12. It is submitted that the Tribunal in the case of M/s. Fateh Granites Ltd. (supra) has taken a similar view. The relevant paragraph of the order is as below:-
“4. As regards the verification of goods exported, learned advocate submits that they have placed on record entire evidence in the shape of stock register as also the other statutory records indicating that the goods manufactured by them even after debonding are exported by them. Such documents have not been examined and looked into by the lower authorities. For the said limited purpose, I set aside the impugned order and remand the matter to the adjudicating authority for verification of the documents maintained by the appellant and to find out as to whether the goods as available on the date of debonding were exported by the appellant. If that be so, the appellant would be entitled to refund. The above exercise would be done by the original adjudicating authority within a period of two months from the date of receipt of the order.”
13. In the case of M/s. EID Parry India Ltd. (supra), the Tribunal held that the demand of duty in respect of semifinished goods cannot sustain. The Tribunal followed the decision in the case of M/s. Tirumala Seung Han Textiles Ltd. v. C.C.E., Hyderabad [2009 (237) E.L.T. 145 (Tribunal – Bangalore)] to set aside the demand.
14. After appreciating the facts and following the ratio laid down in the above decisions, we are of the view that the rejection of refund is without any legal or factual basis.

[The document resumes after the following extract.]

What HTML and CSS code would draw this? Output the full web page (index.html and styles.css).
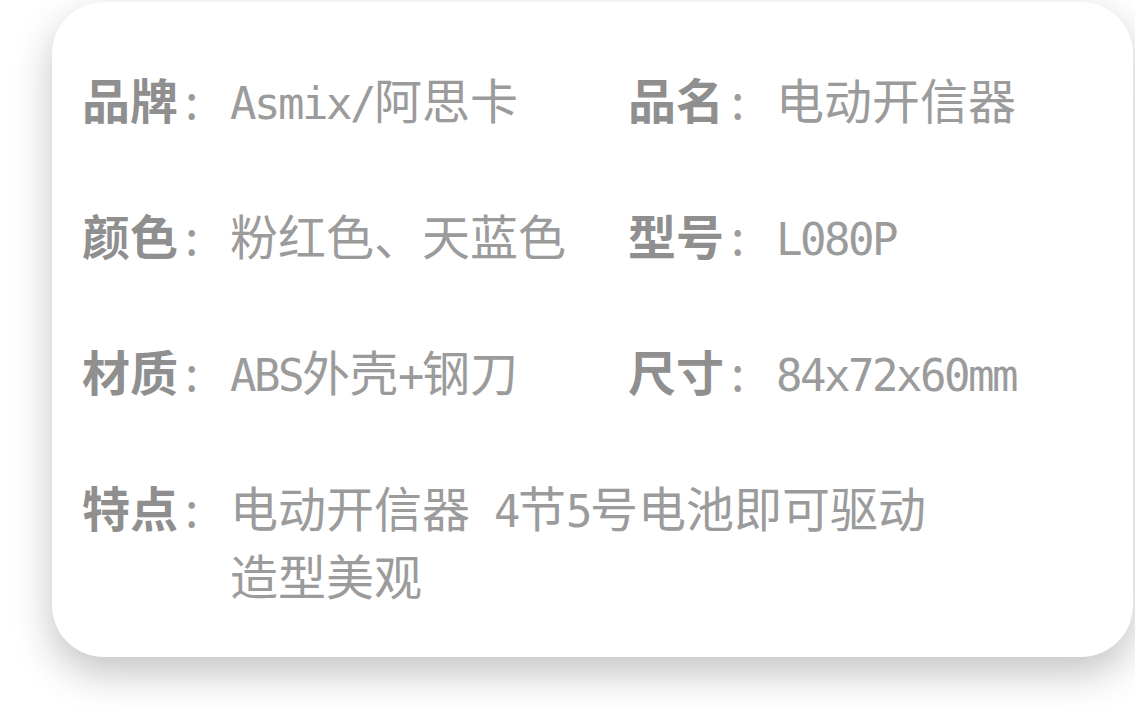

15. The appellants have also filed miscellaneous applications seeking consideration of the decision in the case of M/s. Jubilant Life Sciences Ltd. v. C.C.E., Meerut-II [2013 (11) TMI 1213 = 2014 (301) E.L.T. 649 (Tri. – Del.)] and other decisions. There is no new plea put forward by the appellants and these applications are only a prayer for consideration of the application of the proposition of law laid down in these judgements. The same have already been considered.
16. In the result, the impugned orders are set aside.
17. The appeals are allowed with consequential reliefs, if any. The miscellaneous applications filed by the appellants are disposed of accordingly.